A 99 explicou que, para se tornar um motorista parceiro, é preciso ter mais de 19 anos de idade e ser portador de carteira de habilitação (CNH) definitiva.

"A 99 analisa o histórico público dos motoristas a partir de documentos como CPF, CNH e CRLV. A empresa consulta antecedentes criminais em mais de 40 fontes públicas, como o Banco Nacional de Mandado de Prisão, a Receita Federal e os Tribunais de Justiça. A 99 também possui uma parceria com o Denatran, que permite acessar informações sobre o veículo e o condutor - por exemplo, se há ocorrências ou sinistros relacionados ao carro".

Os requisitos para ser um motorista inDrive são CNH com EAR (Exerce atividade Remunerada), CRLV e certidão negativa de antecedentes criminais. O carro precisa ter quatro portas (5p no CRLV, que considera o porta-malas), ar condicionado e estar em perfeitas condições.

Opinião da coluna

A profissão de motorista de aplicativo se tornou uma saída para muitos brasileiros desempregados. Sem processo de seleção, muitas vagas e pré-requisitos relativamente fáceis de cumprir, é uma das primeiras opções para quem quer se recolocar no mercado de trabalho e, certamente, foi esse o pensamento de Elize.

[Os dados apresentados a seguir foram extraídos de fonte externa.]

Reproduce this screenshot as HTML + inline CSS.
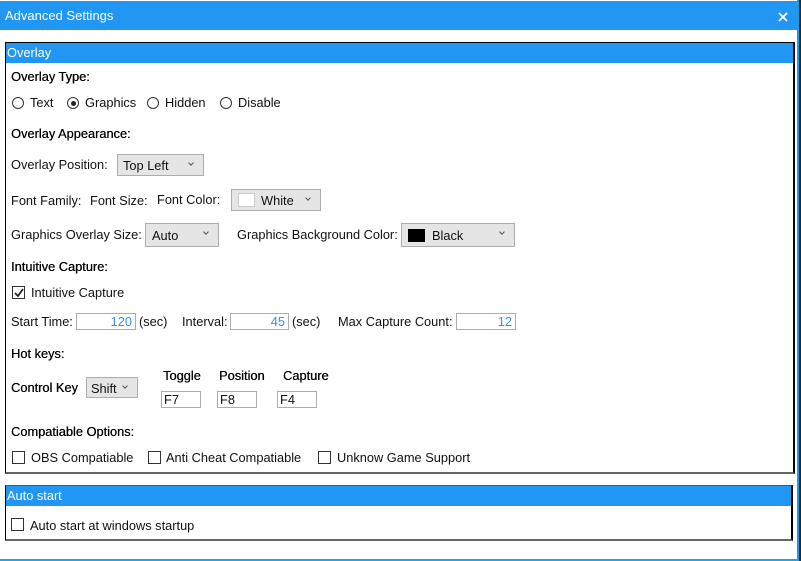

Infelizmente, apesar de ter boa pontuação no aplicativo e nenhuma reclamação de cliente, a Lei deve valer para todos, e entrar em um veículo cujo motorista já cometeu um crime é realmente temeroso. Basta pensar em um mulher sozinha com um motorista que cumpriu pena por estupro para entender a gravidade da situação.

Ex-detentos devem se ressocializar e, para isso, é importante que exista um plano robusto e inclusivo do governo, para incentivar empresas a disponibilizarem cargos adequados para esse grupo. Com bons resultados, as possibilidades também podem se expandir.